• _Challenge_: Nothing but the lines from the top of the data to the line holding "<publishing-page></publishing-page>" should be printed, word for word and both ends included; leave the pictures out.
═════ Given data
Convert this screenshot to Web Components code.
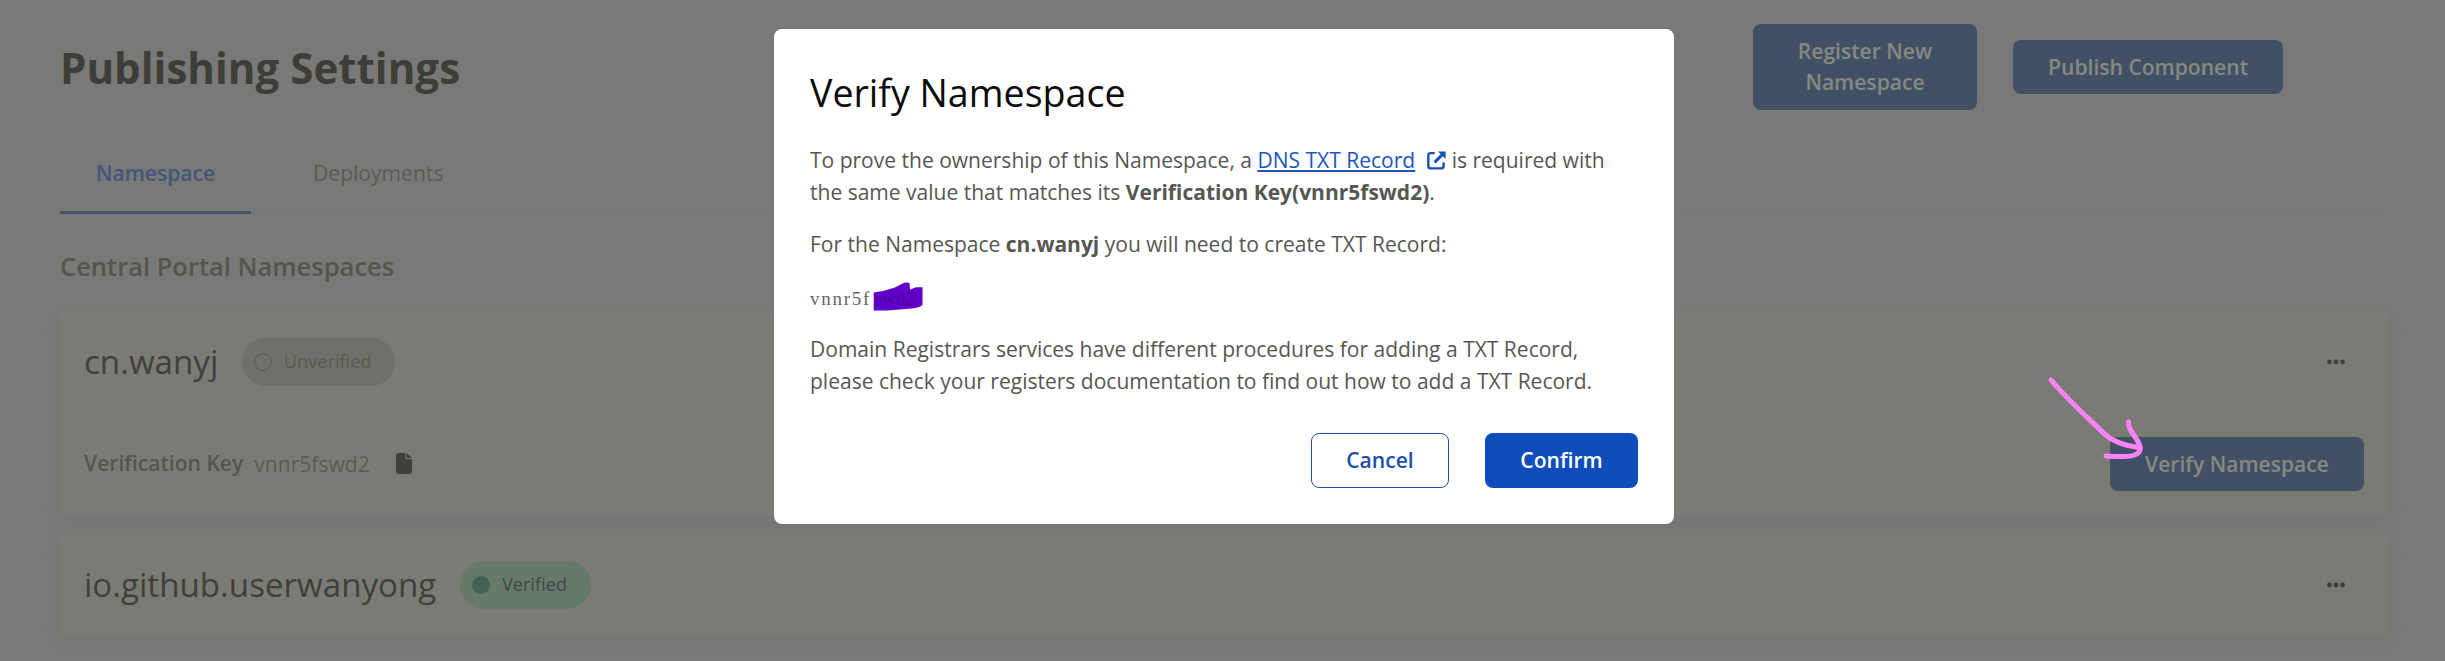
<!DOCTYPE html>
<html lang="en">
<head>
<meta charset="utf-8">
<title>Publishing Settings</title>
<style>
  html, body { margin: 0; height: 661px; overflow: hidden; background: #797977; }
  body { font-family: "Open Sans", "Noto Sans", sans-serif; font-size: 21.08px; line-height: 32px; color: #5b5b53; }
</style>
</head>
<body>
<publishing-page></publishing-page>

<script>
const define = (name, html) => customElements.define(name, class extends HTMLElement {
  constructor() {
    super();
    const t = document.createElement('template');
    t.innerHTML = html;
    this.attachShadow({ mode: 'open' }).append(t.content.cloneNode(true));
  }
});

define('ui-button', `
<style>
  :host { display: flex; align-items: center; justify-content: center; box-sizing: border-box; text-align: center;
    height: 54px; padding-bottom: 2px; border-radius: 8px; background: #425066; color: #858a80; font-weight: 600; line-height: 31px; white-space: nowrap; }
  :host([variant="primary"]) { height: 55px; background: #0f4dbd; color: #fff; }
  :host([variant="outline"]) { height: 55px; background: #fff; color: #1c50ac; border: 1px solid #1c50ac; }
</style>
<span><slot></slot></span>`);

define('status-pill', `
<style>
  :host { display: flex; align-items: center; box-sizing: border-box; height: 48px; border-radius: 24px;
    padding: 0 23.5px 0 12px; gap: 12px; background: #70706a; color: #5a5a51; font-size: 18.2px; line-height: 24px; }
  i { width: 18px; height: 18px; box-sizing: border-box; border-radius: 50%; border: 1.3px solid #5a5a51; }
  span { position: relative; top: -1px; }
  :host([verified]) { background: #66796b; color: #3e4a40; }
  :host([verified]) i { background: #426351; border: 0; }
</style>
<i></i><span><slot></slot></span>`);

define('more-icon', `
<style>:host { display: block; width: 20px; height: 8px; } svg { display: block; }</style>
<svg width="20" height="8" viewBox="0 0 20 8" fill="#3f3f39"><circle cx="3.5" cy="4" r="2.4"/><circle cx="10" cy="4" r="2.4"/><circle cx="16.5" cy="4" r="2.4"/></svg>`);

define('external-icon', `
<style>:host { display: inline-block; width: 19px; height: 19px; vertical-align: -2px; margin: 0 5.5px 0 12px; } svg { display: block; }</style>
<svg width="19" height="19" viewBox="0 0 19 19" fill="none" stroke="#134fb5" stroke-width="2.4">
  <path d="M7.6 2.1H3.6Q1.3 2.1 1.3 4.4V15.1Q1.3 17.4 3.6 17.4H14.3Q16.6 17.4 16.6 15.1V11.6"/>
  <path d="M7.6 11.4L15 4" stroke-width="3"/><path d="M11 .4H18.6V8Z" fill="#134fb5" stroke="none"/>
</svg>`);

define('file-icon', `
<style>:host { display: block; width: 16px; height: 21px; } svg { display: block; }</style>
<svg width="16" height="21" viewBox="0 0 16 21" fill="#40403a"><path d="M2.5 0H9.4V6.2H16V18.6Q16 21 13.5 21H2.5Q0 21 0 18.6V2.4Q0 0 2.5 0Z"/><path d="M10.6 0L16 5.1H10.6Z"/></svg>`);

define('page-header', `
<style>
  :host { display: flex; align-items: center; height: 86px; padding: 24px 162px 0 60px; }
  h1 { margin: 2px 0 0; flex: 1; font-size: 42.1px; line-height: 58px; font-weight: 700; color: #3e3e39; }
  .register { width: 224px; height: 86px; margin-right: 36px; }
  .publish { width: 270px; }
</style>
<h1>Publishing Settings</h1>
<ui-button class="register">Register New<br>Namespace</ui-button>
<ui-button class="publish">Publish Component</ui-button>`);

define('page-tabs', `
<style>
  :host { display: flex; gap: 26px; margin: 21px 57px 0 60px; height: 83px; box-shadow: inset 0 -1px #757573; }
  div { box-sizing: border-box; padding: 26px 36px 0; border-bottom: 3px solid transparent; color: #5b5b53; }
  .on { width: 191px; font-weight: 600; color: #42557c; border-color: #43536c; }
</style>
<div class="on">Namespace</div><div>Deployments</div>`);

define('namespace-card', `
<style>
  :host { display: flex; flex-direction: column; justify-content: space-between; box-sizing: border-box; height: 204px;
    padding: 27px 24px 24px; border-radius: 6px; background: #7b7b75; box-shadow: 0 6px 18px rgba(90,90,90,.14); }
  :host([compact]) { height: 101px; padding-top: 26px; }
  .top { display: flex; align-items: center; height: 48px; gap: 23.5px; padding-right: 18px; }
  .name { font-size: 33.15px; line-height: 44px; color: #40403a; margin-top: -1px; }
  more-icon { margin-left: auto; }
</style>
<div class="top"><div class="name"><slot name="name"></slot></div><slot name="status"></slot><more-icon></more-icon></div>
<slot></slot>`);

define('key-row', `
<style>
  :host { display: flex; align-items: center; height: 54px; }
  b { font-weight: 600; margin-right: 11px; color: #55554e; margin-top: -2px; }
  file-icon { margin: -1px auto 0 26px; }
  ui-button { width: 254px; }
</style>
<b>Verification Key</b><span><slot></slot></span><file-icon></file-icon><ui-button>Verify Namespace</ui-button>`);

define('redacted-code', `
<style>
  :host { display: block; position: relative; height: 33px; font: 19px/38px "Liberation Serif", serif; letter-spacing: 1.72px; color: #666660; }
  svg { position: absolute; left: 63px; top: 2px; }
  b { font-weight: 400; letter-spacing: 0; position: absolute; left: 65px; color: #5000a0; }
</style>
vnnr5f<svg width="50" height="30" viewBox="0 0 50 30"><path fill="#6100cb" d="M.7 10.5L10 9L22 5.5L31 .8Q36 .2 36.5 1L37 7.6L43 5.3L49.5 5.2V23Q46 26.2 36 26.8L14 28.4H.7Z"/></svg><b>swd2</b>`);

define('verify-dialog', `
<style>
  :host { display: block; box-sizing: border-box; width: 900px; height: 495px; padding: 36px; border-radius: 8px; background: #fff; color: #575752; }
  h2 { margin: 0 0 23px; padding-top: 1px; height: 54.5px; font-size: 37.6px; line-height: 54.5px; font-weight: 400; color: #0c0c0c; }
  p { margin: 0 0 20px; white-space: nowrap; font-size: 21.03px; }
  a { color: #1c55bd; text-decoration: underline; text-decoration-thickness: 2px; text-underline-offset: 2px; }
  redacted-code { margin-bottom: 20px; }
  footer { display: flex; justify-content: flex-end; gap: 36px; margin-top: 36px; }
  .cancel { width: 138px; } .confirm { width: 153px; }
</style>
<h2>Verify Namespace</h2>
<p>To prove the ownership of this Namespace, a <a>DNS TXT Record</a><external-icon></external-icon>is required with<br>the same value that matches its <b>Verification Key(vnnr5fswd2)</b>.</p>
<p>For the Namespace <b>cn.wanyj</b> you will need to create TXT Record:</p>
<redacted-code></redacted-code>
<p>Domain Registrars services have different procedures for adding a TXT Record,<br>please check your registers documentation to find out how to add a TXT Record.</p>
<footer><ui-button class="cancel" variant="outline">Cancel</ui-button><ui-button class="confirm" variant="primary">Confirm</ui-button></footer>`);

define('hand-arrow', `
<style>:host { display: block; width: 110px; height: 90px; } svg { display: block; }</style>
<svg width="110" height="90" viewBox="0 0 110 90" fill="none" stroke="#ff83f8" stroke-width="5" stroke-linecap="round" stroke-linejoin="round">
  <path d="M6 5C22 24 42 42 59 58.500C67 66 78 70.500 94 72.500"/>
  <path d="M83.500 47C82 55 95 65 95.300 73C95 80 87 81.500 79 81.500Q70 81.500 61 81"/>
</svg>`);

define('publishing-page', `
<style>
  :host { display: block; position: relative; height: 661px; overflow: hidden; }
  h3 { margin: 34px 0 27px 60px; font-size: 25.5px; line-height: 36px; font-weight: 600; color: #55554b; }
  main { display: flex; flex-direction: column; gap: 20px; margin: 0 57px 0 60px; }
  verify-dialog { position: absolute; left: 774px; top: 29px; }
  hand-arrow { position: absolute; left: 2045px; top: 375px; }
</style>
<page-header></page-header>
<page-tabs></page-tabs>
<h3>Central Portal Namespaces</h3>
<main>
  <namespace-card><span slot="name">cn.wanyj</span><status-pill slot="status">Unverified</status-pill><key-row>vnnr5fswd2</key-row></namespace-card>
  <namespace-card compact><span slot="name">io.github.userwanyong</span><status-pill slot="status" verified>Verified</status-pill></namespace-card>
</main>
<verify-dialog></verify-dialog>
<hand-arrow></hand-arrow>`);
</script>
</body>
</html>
══════════
• _Full output_:
Convert this screenshot to Web Components code.
<!DOCTYPE html>
<html lang="en">
<head>
<meta charset="utf-8">
<title>Publishing Settings</title>
<style>
  html, body { margin: 0; height: 661px; overflow: hidden; background: #797977; }
  body { font-family: "Open Sans", "Noto Sans", sans-serif; font-size: 21.08px; line-height: 32px; color: #5b5b53; }
</style>
</head>
<body>
<publishing-page></publishing-page>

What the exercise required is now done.